Ah, the goaltending – Canada’s demon. The team will have competition this year, with three netminders vying for two slots. Salmond said it wouldn’t be fair to deprive a CHL team of its starter for a month if that kid was just going to sit in the stands, so they won’t carry three. But, if someone gets injured, the tournament is in Canada, so a recall is easy.
Carter Hart (Philadelphia) certainly has the inside track, as he has been the WHL’s goalie of the week twice in a row and is rocking a 1.67 goals-against average with Everett as a result. He didn’t look good at the summer NJEC, but Hart did show well in his WHL-Russia start, turning aside 33 of 34 shots for the win.
Connor Ingram (Tampa Bay) and Michael McNiven (Montreal) will therefore battle for the backup slot. Ingram has been the other great goalie in the WHL this season, though his international outings have been rocky. McNiven played great against Russia when the OHL beat them and his numbers with Owen Sound are solid.

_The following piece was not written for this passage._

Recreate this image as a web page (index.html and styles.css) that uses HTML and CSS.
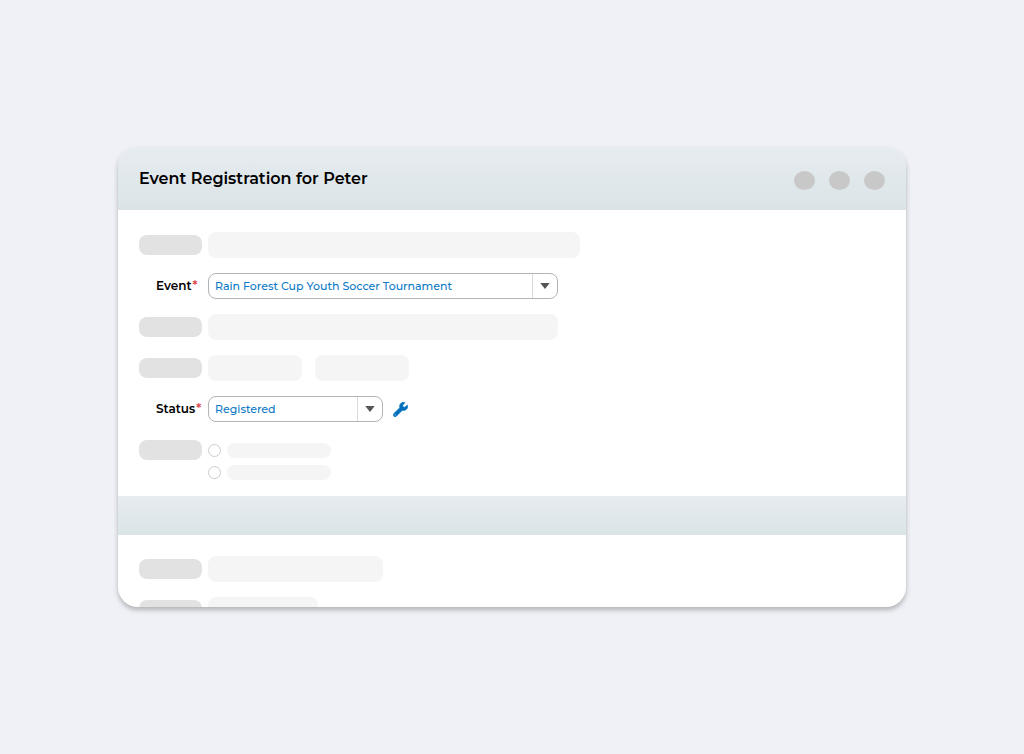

But seriously, whoever ends up in the crease, Canada needs them to be good. That has not been the case at this tournament for years.
You’d think there would be some controversial omissions, but I can’t find any fault in the choices here. Tyler Benson, Logan Stanley and Cliff Pu could have gotten the call, but all three will be eligible next year as well. Canada’s major challenge now is to go from 32 players to 22. And then the thoughts turn to gold.